EXERCISE TASK - Draw out every line with the word "styles" from the listing below.

GIVEN DATA -
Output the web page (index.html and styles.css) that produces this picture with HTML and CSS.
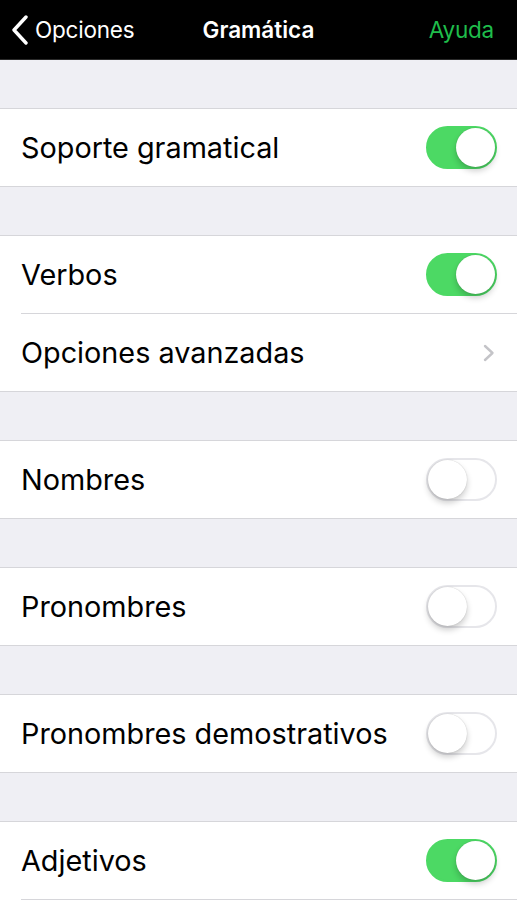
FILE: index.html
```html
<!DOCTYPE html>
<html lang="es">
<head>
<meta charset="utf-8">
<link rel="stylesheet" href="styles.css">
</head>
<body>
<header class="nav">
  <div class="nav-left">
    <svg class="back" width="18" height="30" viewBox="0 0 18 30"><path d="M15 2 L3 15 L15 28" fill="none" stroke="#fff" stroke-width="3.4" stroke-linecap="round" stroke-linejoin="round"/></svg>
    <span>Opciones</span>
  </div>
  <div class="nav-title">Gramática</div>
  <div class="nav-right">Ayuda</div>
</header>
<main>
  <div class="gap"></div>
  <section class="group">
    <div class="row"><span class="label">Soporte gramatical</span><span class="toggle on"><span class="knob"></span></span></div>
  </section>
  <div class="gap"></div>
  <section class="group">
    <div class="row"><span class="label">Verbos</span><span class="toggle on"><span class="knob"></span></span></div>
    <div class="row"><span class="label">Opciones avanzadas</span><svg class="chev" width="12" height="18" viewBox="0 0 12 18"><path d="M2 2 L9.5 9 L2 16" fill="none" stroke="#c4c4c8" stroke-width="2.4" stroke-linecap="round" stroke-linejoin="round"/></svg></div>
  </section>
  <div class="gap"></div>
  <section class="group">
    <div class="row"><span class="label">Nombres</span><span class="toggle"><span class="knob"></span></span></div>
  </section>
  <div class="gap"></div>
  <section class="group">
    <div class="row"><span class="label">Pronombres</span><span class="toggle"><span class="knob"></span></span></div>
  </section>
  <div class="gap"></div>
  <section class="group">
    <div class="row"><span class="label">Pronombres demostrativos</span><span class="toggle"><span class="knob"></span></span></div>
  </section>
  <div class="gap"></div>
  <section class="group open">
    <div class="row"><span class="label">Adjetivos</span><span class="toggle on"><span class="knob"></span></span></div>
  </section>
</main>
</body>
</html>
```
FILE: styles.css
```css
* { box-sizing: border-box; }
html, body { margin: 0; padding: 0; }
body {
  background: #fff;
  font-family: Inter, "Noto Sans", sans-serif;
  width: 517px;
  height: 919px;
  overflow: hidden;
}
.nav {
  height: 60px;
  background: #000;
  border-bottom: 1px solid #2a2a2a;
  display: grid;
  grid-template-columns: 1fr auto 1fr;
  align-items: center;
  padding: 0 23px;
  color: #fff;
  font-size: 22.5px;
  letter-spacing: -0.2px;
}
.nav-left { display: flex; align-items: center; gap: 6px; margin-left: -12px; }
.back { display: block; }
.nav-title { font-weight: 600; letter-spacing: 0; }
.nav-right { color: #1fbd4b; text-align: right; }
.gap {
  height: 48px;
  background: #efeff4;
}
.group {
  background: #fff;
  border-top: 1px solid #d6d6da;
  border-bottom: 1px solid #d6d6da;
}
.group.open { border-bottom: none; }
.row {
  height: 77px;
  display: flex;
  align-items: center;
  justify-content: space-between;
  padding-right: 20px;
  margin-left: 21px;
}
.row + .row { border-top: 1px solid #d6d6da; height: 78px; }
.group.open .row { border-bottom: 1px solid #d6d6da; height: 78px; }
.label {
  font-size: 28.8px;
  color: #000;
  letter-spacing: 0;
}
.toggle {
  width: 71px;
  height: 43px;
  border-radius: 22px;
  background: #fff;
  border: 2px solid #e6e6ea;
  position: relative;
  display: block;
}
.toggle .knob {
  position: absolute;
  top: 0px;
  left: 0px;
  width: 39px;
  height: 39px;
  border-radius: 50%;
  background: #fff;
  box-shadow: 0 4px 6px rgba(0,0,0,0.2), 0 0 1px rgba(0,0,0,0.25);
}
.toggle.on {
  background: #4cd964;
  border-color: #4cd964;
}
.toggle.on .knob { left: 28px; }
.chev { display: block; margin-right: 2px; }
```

RESPONSE TO THE EXERCISE -
Output the web page (index.html and styles.css) that produces this picture with HTML and CSS.
<link rel="stylesheet" href="styles.css">
FILE: styles.css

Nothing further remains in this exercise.